Perhaps I am lucky (as was Joe Campbell with Jean Erdman, although they did not have children)—my own wife has been both for me (the Medial is a “prophetess and psychic seer,” p. 90; fittingly, my wife is a psychic medium) and so, for me, Jung’s thesis looks more like Convenience than Truth. This dual role in one woman, I should say in fairness, can at times be destructive when we consider Jackson Pollock’s muse and wife, Lee Krasner or Sylvia Plath to Ted Hughes, although destructive marriages for artists and poets are not all that unusual. In the case of Jung, Toni, and Emma, this triangle, which went on for decades, was awkward and painful for Emma and Toni both.
There is no doubt that Toni shepherded Jung through dark nights of the soul at her own peril. At one point, she was determined to marry him, a notion that Jung rejected out of hand. It could be said that this tumultuous relationship led Toni Wolff to pay the ultimate price: death by broken heart.
Toni Wolff & C. G. Jung, like a good analyst, operates on many levels.
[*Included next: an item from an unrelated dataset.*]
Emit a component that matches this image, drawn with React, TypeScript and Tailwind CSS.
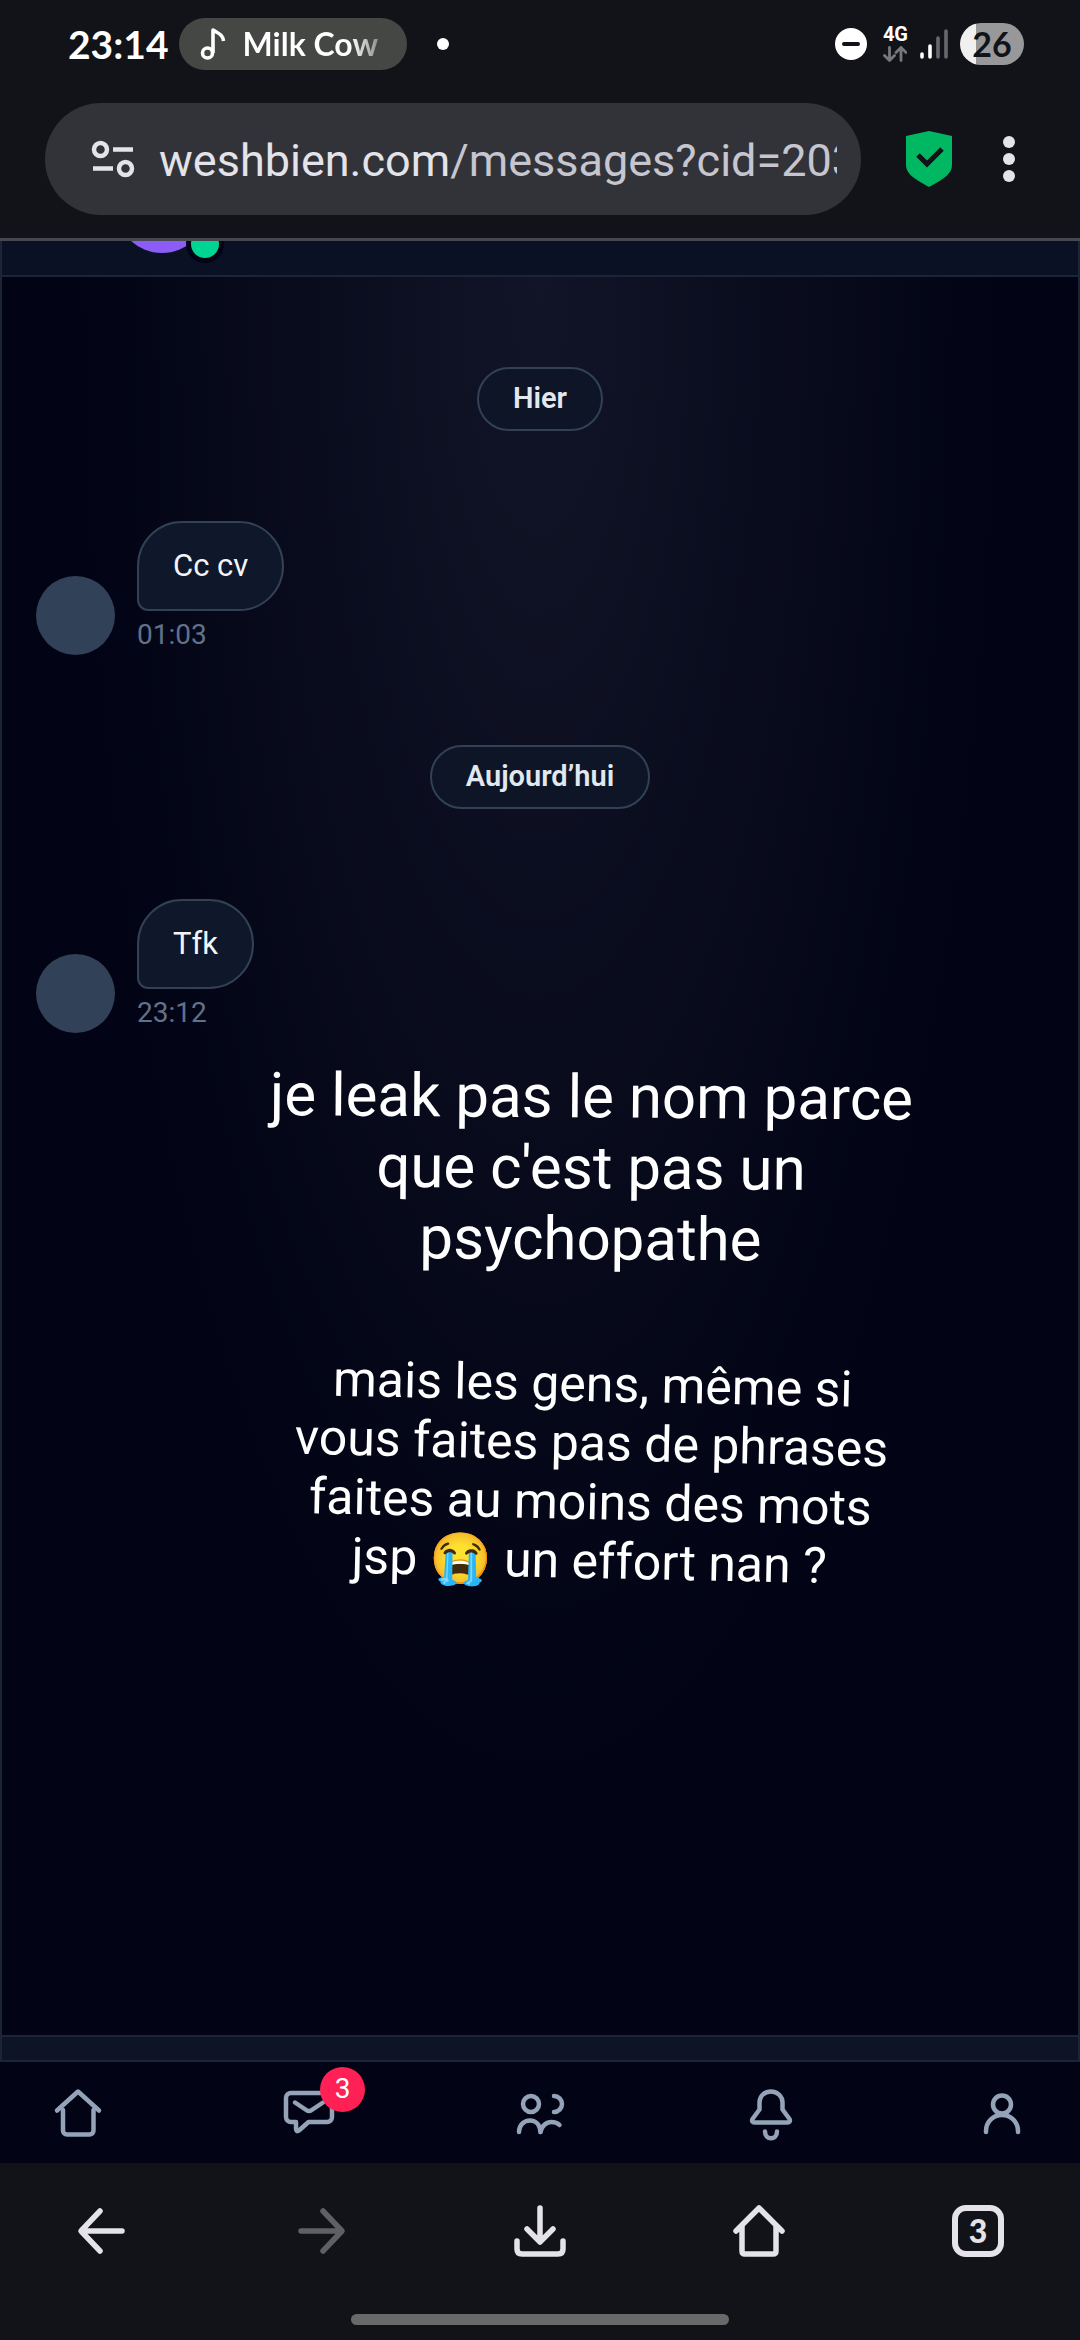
import type { ReactNode } from "react";

type ChatMessage = {
  day: string;
  text: string;
  time: string;
};

const messages: ChatMessage[] = [
  { day: "Hier", text: "Cc cv", time: "01:03" },
  { day: "Aujourd’hui", text: "Tfk", time: "23:12" },
];

export default function App() {
  return (
    <div className="flex min-h-screen flex-col overflow-hidden bg-[#121318] font-['Roboto',sans-serif] text-white">
      <StatusBar />
      <AddressBar />
      <ChatPage />
      <SiteNav />
      <BrowserNav />
    </div>
  );
}

function StatusBar() {
  return (
    <div className="flex h-22 items-center pr-14 pl-17">
      <span className="font-['Lato',sans-serif] text-[39px] leading-none font-bold">
        23:14
      </span>

      <div className="ml-2.5 flex h-13 w-57 items-center rounded-full bg-[#454745] pl-5">
        <svg viewBox="0 0 28 32" className="h-8 w-7" fill="none" stroke="#fff" strokeWidth="3.600">
          <circle cx="8.500" cy="25" r="5" />
          <path d="M14 25V2c4 3 10 4 10.500 11" strokeLinejoin="round" />
        </svg>
        <span className="ml-4 bg-linear-to-r from-white from-80% to-white/40 bg-clip-text font-['Lato',sans-serif] text-[32px] leading-none font-bold whitespace-nowrap text-transparent">
          Milk Cow
        </span>
      </div>

      <span className="ml-[30px] size-3 rounded-full bg-white" />

      <div className="ml-auto flex items-center">
        <svg viewBox="0 0 32 32" className="size-8">
          <circle cx="16" cy="16" r="16" fill="#fff" />
          <path d="M9 16h14" stroke="#121318" strokeWidth="4" strokeLinecap="round" />
        </svg>

        <div className="ml-4 flex flex-col items-center">
          <span className="text-xl leading-4 font-bold">4G</span>
          <svg viewBox="0 0 24 16" className="mt-1 h-4 w-6" fill="none" stroke="#77787c" strokeWidth="2.800" strokeLinecap="round" strokeLinejoin="round">
            <path d="M6.500 1.500v13M1.500 9.500l5 5 5-5M18 14.500v-13M13 6.500l5-5 5 5" />
          </svg>
        </div>

        <svg viewBox="0 0 28 30" className="ml-3 h-[30px] w-7" strokeWidth="3.600" strokeLinecap="round">
          <path d="M2 25v3M10 17v11" stroke="#fff" />
          <path d="M18 9v19M26 2v26" stroke="#67686c" />
        </svg>

        <div className="ml-3 flex h-[42px] w-16 items-center justify-center rounded-full bg-linear-to-r from-[#f0f0f0] from-25% to-[#98989a] to-25%">
          <span className="font-['Lato',sans-serif] text-[34px] leading-none font-bold text-[#121318]">
            26
          </span>
        </div>
      </div>
    </div>
  );
}

function AddressBar() {
  return (
    <div className="flex items-center border-b-3 border-[#464751] pt-[15px] pr-16 pb-[23px] pl-[45px]">
      <div className="flex h-28 min-w-0 flex-1 items-center rounded-full bg-[#323338] pr-6 pl-[46px]">
        <svg viewBox="0 0 44 38" className="h-[38px] w-11 shrink-0" fill="none" stroke="#e3e3e9" strokeWidth="4.500">
          <circle cx="9.500" cy="9.500" r="6.500" />
          <path d="M22 9.500h20M2 28.500h20" />
          <circle cx="34.500" cy="28.500" r="6.500" />
        </svg>
        <p className="ml-6 overflow-hidden pt-1 text-[45px] leading-[56px] whitespace-nowrap text-[#c5c6d0]">
          <span className="text-[#e3e3e9]">weshbien.com</span>/messages?cid=203
        </p>
      </div>

      <button aria-label="Protection" className="ml-[45px]">
        <svg viewBox="0 0 46 56" className="h-14 w-[46px]">
          <path d="M23 0 46 5v28c0 9-5 13-23 23C5 46 0 42 0 33V5z" fill="#00b862" />
          <path d="M12 24l9 9 15-15" fill="none" stroke="#121318" strokeWidth="5" />
        </svg>
      </button>
      <button aria-label="Menu" className="ml-[50px]">
        <svg viewBox="0 0 14 48" className="h-12 w-3.5" fill="#e3e3e9">
          <circle cx="7" cy="7" r="6" />
          <circle cx="7" cy="24" r="6" />
          <circle cx="7" cy="41" r="6" />
        </svg>
      </button>
    </div>
  );
}

function ChatPage() {
  return (
    <main className="flex flex-1 flex-col border-x-2 border-b-2 border-[#1c2536] bg-[#020415]">
      <header className="flex h-9 items-end overflow-hidden border-b-2 border-[#1c2536] bg-[#0b1124] pb-[22px] pl-[114px]">
        <div className="relative size-23 rounded-full bg-[#8b5cf6]">
          <span className="absolute -right-4 -bottom-2.5 size-9.5 rounded-full border-5 border-[#020415] bg-[#00d492]" />
        </div>
      </header>

      <section className="flex-1 bg-[radial-gradient(ellipse_at_top,#121527,transparent_60%)] px-[34px] pt-[90px]">
        <div className="flex flex-col gap-[90px]">
          {messages.map((message) => (
            <Message key={message.time} message={message} />
          ))}
        </div>

        <p className="mt-7 rotate-[0.4deg] pl-[102px] text-center text-[60px] leading-[71px]">
          je leak pas le nom parce
          <br />
          que c'est pas un
          <br />
          psychopathe
        </p>
        <p className="mt-20 rotate-[1.2deg] pl-[102px] text-center text-[50px] leading-[59px]">
          mais les gens, même si
          <br />
          vous faites pas de phrases
          <br />
          faites au moins des mots
          <br />
          jsp 😭 un effort nan ?
        </p>
      </section>

      <footer className="h-[25px] border-t-2 border-[#1c2536] bg-[#0c1425]" />
    </main>
  );
}

function Message({ message }: { message: ChatMessage }) {
  return (
    <div className="flex flex-col gap-[90px]">
      <span className="flex h-16 items-center self-center rounded-full border-2 border-[#334155] bg-[#0d1526] px-[34px] text-[29px] font-semibold text-[#e2e8f0]">
        {message.day}
      </span>
      <div className="flex items-end gap-[22px]">
        <span className="size-[79px] rounded-full bg-[#314158]" />
        <div className="pb-1">
          <p className="flex h-[90px] w-fit items-center rounded-[45px] rounded-bl-[11px] border-2 border-[#334155] bg-[#0f172a] px-[34px] text-[31px] text-[#f1f5f9]">
            {message.text}
          </p>
          <time className="mt-2 block text-[28px] leading-8 text-[#62718a]">
            {message.time}
          </time>
        </div>
      </div>
    </div>
  );
}

function SiteNav() {
  return (
    <nav className="flex h-[101px] items-center justify-between bg-[#020415] px-[54px] text-[#94a3b8]">
      <NavLink label="Accueil">
        <path d="M3 21.500 24 2.500l21 19" />
        <path d="M9 21v20.500a4 4 0 0 0 4 4h22.500a4 4 0 0 0 4-4V21" />
      </NavLink>
      <NavLink label="Messages" badge={3}>
        <path d="M6 4h36a5 5 0 0 1 5 5v19a5 5 0 0 1-5 5H23.500l-9.500 8.500q-3 2-3-2v-6.500H6a5 5 0 0 1-5-5V9a5 5 0 0 1 5-5z" />
        <path d="M10 13.500l12 8q2 1 4 0l12-8" />
      </NavLink>
      <NavLink label="Amis">
        <circle cx="15" cy="15" r="8" />
        <path d="M3 43c0-7 5-11.500 11-11.500S24 36 24.500 43" />
        <path d="M38 7a8 8 0 0 1 0 16" />
        <path d="M24.500 43c1-6 6-10 11-10 3.500 0 6 1 8 3" />
      </NavLink>
      <NavLink label="Notifications">
        <path d="M24 2.500c-7 0-11.500 5-11.500 11v7L5.500 30c-1 2 0 3.500 2 3.500h33c2 0 3-1.500 2-3.500l-7-9.500v-7c0-6-5-11-11.500-11z" />
        <path d="M18 42.500c0 9 12 9 12 0" />
      </NavLink>
      <NavLink label="Profil">
        <circle cx="24" cy="15.500" r="9" />
        <path d="M8 43v-1c0-9 7-16 16-16s16 7 16 16v1" />
      </NavLink>
    </nav>
  );
}

function NavLink({
  label,
  badge,
  children,
}: {
  label: string;
  badge?: number;
  children: ReactNode;
}) {
  return (
    <a href="#" aria-label={label} className="relative">
      <svg
        viewBox="0 0 48 48"
        className="size-12 overflow-visible"
        fill="none"
        stroke="currentColor"
        strokeWidth="4.500"
        strokeLinecap="round"
        strokeLinejoin="round"
      >
        {children}
      </svg>
      {badge && (
        <span className="absolute -top-[22px] -right-8 flex size-[45px] items-center justify-center rounded-full bg-[#ff2056] text-[28px] leading-none text-white">
          {badge}
        </span>
      )}
    </a>
  );
}

function BrowserNav() {
  return (
    <div className="flex flex-col items-center text-[#e3e3e9]">
      <nav className="flex h-[136px] items-center justify-between self-stretch px-[76px]">
        <BrowserButton label="Retour">
          <path d="M46 26H6M24 6 5 26l19 20" />
        </BrowserButton>
        <BrowserButton label="Suivant" disabled>
          <path d="M6 26h40M28 6l19 20-19 20" />
        </BrowserButton>
        <BrowserButton label="Télécharger">
          <path d="M26 3v34M13 24l13 13 13-13M3 36v8q0 5 5 5h36q5 0 5-5v-8" />
        </BrowserButton>
        <BrowserButton label="Page d'accueil">
          <path d="M3 26 26 3l23 23M9 21v25q0 3 3 3h28q3 0 3-3V21" />
        </BrowserButton>
        <button
          aria-label="Onglets"
          className="flex size-13 items-center justify-center rounded-[14px] border-6 border-[#e3e3e9] font-['Lato',sans-serif] text-[32px] leading-none font-black"
        >
          3
        </button>
      </nav>
      <span className="mt-[15px] mb-[15px] h-[11px] w-[35%] rounded-full bg-[#696969]" />
    </div>
  );
}

function BrowserButton({
  label,
  disabled,
  children,
}: {
  label: string;
  disabled?: boolean;
  children: ReactNode;
}) {
  return (
    <button aria-label={label} disabled={disabled} className="disabled:text-[#5f6064]">
      <svg
        viewBox="0 0 52 52"
        className="size-13"
        fill="none"
        stroke="currentColor"
        strokeWidth="5.500"
        strokeLinecap="round"
        strokeLinejoin="round"
      >
        {children}
      </svg>
    </button>
  );
}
Healy covers the history of analytical psychology, from the main ideas to the Clubs and gathering places funded by wealthy American heiresses as well as illuminating the key phases of Jung’s career through the contributions of and disagreements with Toni Wolff. For instance, Toni had no use for Alchemy, and Jung took on another Medial in order to push that segment of his work forward.
The man who built towers like Bollingen out of stone as well as scientific and mythological towers out of sheer intellect and depth journeying was complex and suitably human for the tasks at hand. Toni Wolff was indispensible to the process. Nan Savage Healy mediates between the two with the effortless grace that only comes from years of committed toil.
We should all be thankful that she stumbled upon that essay by Wolff those many years ago.